我々はかなり几帳面にゼミの準備をしており、毎回それなりのドキュメントを Notion に書きつけている。そこで、そのドキュメントが公開されないのがもったいないと考えるのは必然で、それらドキュメントを公開しよう、という話が持ち上がった。

これには「Notionのまま出すのはクオリティの面で心配が多く、出版するなら清書が必要」という反対の声があった。

議論が平行線になりかけたころ、このゼミを続けている目的「学ぶことの楽しさにまた触れたい」を改めて見直すことで議論は収束した。すなわち、学びの楽しさをアウトプットよりも優先する点は変わりがないということで意見の一致をみた。

この目的を中心に考えることで

  • 楽しさを超えた負荷を負ってまで note への公開を行うのは本末転倒

  • 質の高いアウトプットはあるので、各自で独自性のあるアウトプットは公開に向けてきちんと記事を作る

という解決に至った。
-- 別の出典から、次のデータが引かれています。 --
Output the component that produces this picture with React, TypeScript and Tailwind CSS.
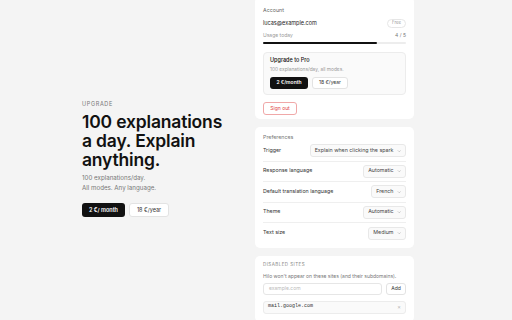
import { ChevronDown } from "lucide-react";

const Select = ({ value }: { value: string }) => (
  <div className="flex h-[13px] items-center gap-[3px] rounded-[3px] border border-[#e8e8e8] bg-[#fafafa] px-[4px] text-[5.3px] text-[#444]">
    <span>{value}</span>
    <ChevronDown size={4.5} strokeWidth={2.2} className="text-[#888]" />
  </div>
);

const PrefRow = ({ label, value, last }: { label: string; value: string; last?: boolean }) => (
  <div className={`flex h-[20.5px] items-center justify-between ${last ? "" : "border-b border-[#efefef]"}`}>
    <span className="text-[5.3px] text-[#333]">{label}</span>
    <Select value={value} />
  </div>
);

const App = () => {
  return (
    <div
      className="flex h-[320px] w-[512px] overflow-hidden bg-[#f4f4f4] pl-[82px]"
      style={{ fontFamily: "Inter, 'Liberation Sans', sans-serif" }}
    >
      {/* Left: upgrade pitch */}
      <div className="flex w-[173px] flex-col justify-center pb-[3px]">
        <div className="text-[5.5px] leading-[8px] tracking-[0.12em] text-[#777]">UPGRADE</div>
        <h1 className="mt-[3.5px] w-[148px] text-[17.5px] font-semibold leading-[19px] tracking-[-0.01em] text-[#111]">
          100 explanations a day. Explain anything.
        </h1>
        <p className="mt-[4.5px] text-[6.2px] leading-[10px] text-[#777]">
          100 explanations/day.
          <br />
          All modes. Any language.
        </p>
        <div className="mt-[10px] flex gap-[4px]">
          <button className="h-[14px] w-[43px] rounded-[3px] bg-[#111] text-[5.5px] font-semibold text-white">
            2 €/ month
          </button>
          <button className="h-[14px] w-[40px] rounded-[3px] border border-[#e3e3e3] bg-white text-[5.5px] text-[#333]">
            18 €/year
          </button>
        </div>
      </div>

      {/* Right: settings cards */}
      <div className="mt-[-3px] flex w-[159px] flex-col gap-[8px]">
        {/* Account */}
        <div className="rounded-[5px] bg-white px-[8px] pb-[4px] pt-[8px]">
          <div className="text-[5.3px] leading-[10px] text-[#666]">Account</div>
          <div className="mt-[3px] flex h-[10px] items-center justify-between">
            <span className="text-[5.5px] text-[#222]">lucas@example.com</span>
            <span className="flex h-[9px] items-center rounded-full border border-[#e6e6e6] px-[4px] text-[4.3px] text-[#999]">
              Free
            </span>
          </div>
          <div className="mt-[4px] flex h-[8px] items-center justify-between text-[5px] text-[#999]">
            <span>Usage today</span>
            <span className="text-[#777]">4 / 5</span>
          </div>
          <div className="mt-[2px] h-[2px] w-full rounded-full bg-[#ededed]">
            <div className="h-full w-[80%] rounded-full bg-[#111]" />
          </div>
          <div className="mt-[8px] rounded-[4px] border border-[#ececec] bg-[#fafafa] px-[6px] pb-[5px] pt-[3px]">
            <div className="text-[5.5px] font-medium leading-[9px] text-[#111]">Upgrade to Pro</div>
            <div className="text-[4.8px] leading-[9px] text-[#999]">100 explanations/day, all modes.</div>
            <div className="mt-[3px] flex gap-[4px]">
              <button className="h-[12px] w-[38px] rounded-[3px] bg-[#111] text-[5px] font-semibold text-white">
                2 €/month
              </button>
              <button className="h-[12px] w-[36px] rounded-[3px] border border-[#e3e3e3] bg-white text-[5px] text-[#333]">
                18 €/year
              </button>
            </div>
          </div>
          <button className="mt-[7px] block h-[13px] w-[34px] rounded-[3px] border border-[#f0a8a8] bg-white text-[5px] text-[#e04545]">
            Sign out
          </button>
        </div>

        {/* Preferences */}
        <div className="rounded-[5px] bg-white px-[8px] pb-[4px] pt-[6px]">
          <div className="text-[5.3px] leading-[8px] text-[#777]">Preferences</div>
          <div>
            <PrefRow label="Trigger" value="Explain when clicking the spark" />
            <PrefRow label="Response language" value="Automatic" />
            <PrefRow label="Default translation language" value="French" />
            <PrefRow label="Theme" value="Automatic" />
            <PrefRow label="Text size" value="Medium" last />
          </div>
        </div>

        {/* Disabled sites */}
        <div className="rounded-[5px] bg-white px-[8px] pb-[8px] pt-[5px]">
          <div className="text-[4.5px] leading-[8px] tracking-[0.1em] text-[#888]">DISABLED SITES</div>
          <div className="mt-[3px] text-[5px] leading-[8px] text-[#777]">
            Hilo won't appear on these sites (and their subdomains).
          </div>
          <div className="mt-[3px] flex gap-[4px]">
            <div className="flex h-[12px] flex-1 items-center rounded-[3px] border border-[#e6e6e6] px-[5px] text-[5px] text-[#bbb]">
              example.com
            </div>
            <button className="h-[12px] w-[20px] rounded-[3px] border border-[#e3e3e3] bg-white text-[5px] text-[#333]">
              Add
            </button>
          </div>
          <div className="mt-[6px] flex h-[13px] items-center justify-between rounded-[3px] border border-[#ececec] bg-[#fafafa] px-[4px]">
            <span className="text-[5px] text-[#333]" style={{ fontFamily: "'Liberation Mono', monospace" }}>
              mail.google.com
            </span>
            <span className="text-[5.5px] text-[#aaa]">×</span>
          </div>
        </div>
      </div>
    </div>
  );
};

export default App;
目的が共有されていたからこそ、何をして何をすべきでないかという判断基準に基づいて意思決定ができたのである。

まとめ

社会人の自主ゼミを続けるコツを、実際のエピソードを交えて紹介した。そのコツとは

  1. 相当シビアに目的を決めよう

  2. 制約から考えよう(成果物を基準にスケジュールを組むのはやめろ)

  3. 管理コストを下げよう

の3点である。特に目的を明確に定めること、それをメンバーの共通認識とし、物事の判断基準として何度も立ち返って活用することが肝である。